Freud painted by Zsuzsi Roboz
This painting also has strong skin tones, but the darkness is all around the eyes, which captures you in his gaze, which is penetrating but not unfriendly. He is wearing a shirt and tie and stood in front of a tiled wall….maybe in a toilet block?!
I found an interesting article about Roboz, whom I had not heard of before: https://www.theguardian.com/artanddesign/2012/jul/19/zsuzi-roboz
‘…she was a symbolist artist – she wanted to catch the creative aura of those she portrayed, many of whom have not otherwise been the subjects of penetrating works of art of this sort.’

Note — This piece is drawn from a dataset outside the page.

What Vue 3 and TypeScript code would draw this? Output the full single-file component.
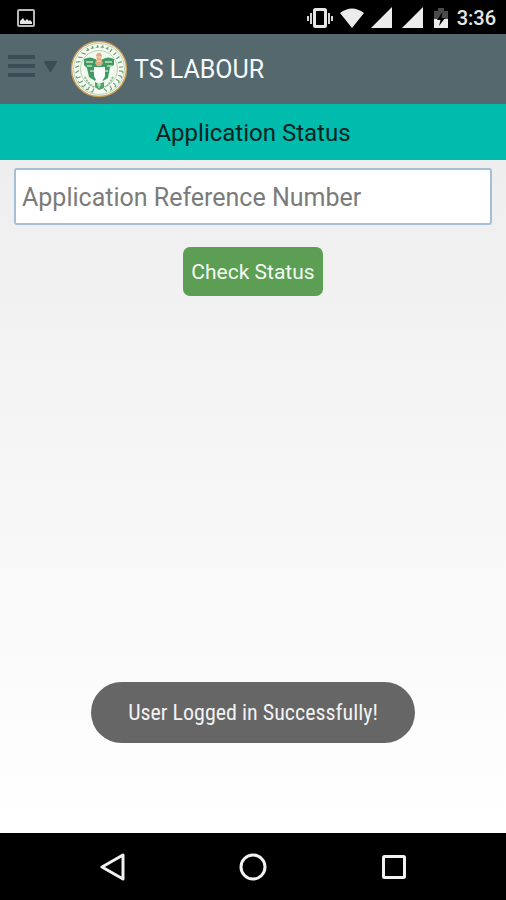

Tracey Emin, self portrait, ink and wash on paper. source: http://www.artvalue.com/auctionresult–emin-tracey-1963-united-kingdo-self-portrait-1972226.htm
I am not sure this is Emin’s usual style, but I like it nonetheless. Emin has never been afraid to expose herself to the world in all in her raw, hurting glory. I think this has a touch of Picasso about it. The lop sided grin is not so evident here, but she looks scared, confused, perhaps in pain and vulnerable.
Emin by Tom Daley for the Independent: source: http://artwatch.org.uk/art-and-photography/
I like this sketch of Emin; I think it captures her spirit and sense of fun and originality. I think Daley has most likely taken this from a photograph. A complete contrast to the self portrait.